Here is an example build script (in this case with ARM + OpenMPI):

#!/usr/bin/env bash

CC=mpicc
CXX=mpic++
FC=mpif90

export CFLAGS="-O3 -mcpu=a64fx -armpl"
export CXXFLAGS="${CFLAGS}"
export FCFLAGS="${CFLAGS}"
export FFLAGS="${CFLAGS}"

module load cmake ffmpeg arm-modules/21.1 openmpi/arm21/4.1.1 libpng/gcc/1.6.37

source /lustre/software/kim-api/2.2.1/bin/kim-api-activate

cmake -DCMAKE_INSTALL_PREFIX:PATH=/lustre/software/lammps/arm21/29Sep2021  \
-D BUILD_SHARED_LIBS=on -D PKG_KIM=on -D DOWNLOAD_KIM=no -D PKG_MANYBODY=yes -D PKG_MOLECULE=yes \
-D PKG_RIGID=yes -D BUILD_MPI=yes BUILD_OMP=yes PKG_USER-OMP=yes -D PKG_OPT=yes -D PKG_PYTHON=yes \
-D PKG_COLLOID=yes -D PKG_COMPRESS=yes -D PKG_CORESHELL=yes -D PKG_DIPOLE=yes -D PKG_GRANULAR=yes \
-D PKG_KSPACE=yes -D PKG_POEMS=yes -D PKG_REPLICA=yes -D PKG_PERI=on -D PKG_DRUDE=on -D PKG_BODY=on \
-D PKG_SHOCK=yes -D PKG_SRD=yes -D LAMMPS_MACHINE=mpi -D PKG_REAXFF=on -D PKG_MISC=on \
-D CMAKE_CXX_COMPILER=${CXX} -D CMAKE_C_COMPILER=${CC} -D CMAKE_Fortran_COMPILER=${FC} \
-D CMAKE_CXX_FLAGS="${CXXFLAGS}" -D CMAKE_C_FLAGS="${CFLAGS}" -D CMAKE_Fortran_FLAGS="${FFLAGS}" ../cmake

Any advice is most welcome.
Thanks!
Dave

There is very little functionality in LAMMPS that will benefit from vectorization and specifically very little code that was written with explicit vector directives.
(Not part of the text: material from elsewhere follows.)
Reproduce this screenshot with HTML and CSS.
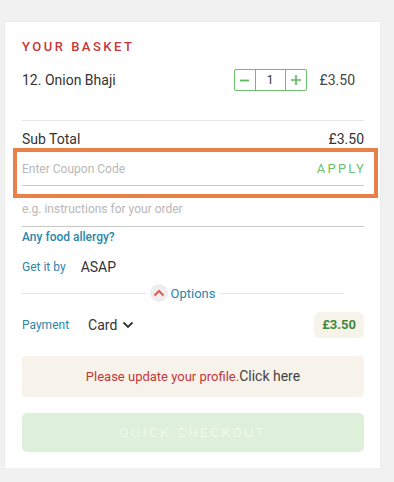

Specifically the main data structures for positions and forces do not easily lend themselves to vectorization (because of the Array of Arrays layout). The OPENMP and the INTEL package try to alleviate this by using typecasting to convert this or an Array of Structs layout. But only the INTEL package has done the significant additional modifications and transformation of the data structures to facilitate substantial vectorization using the Intel compiler.

For the most part it is not worth it unless the vectors are so large that it would make sense to look into using OpenCL via the GPU package.

Okay, thank you very much for your reply!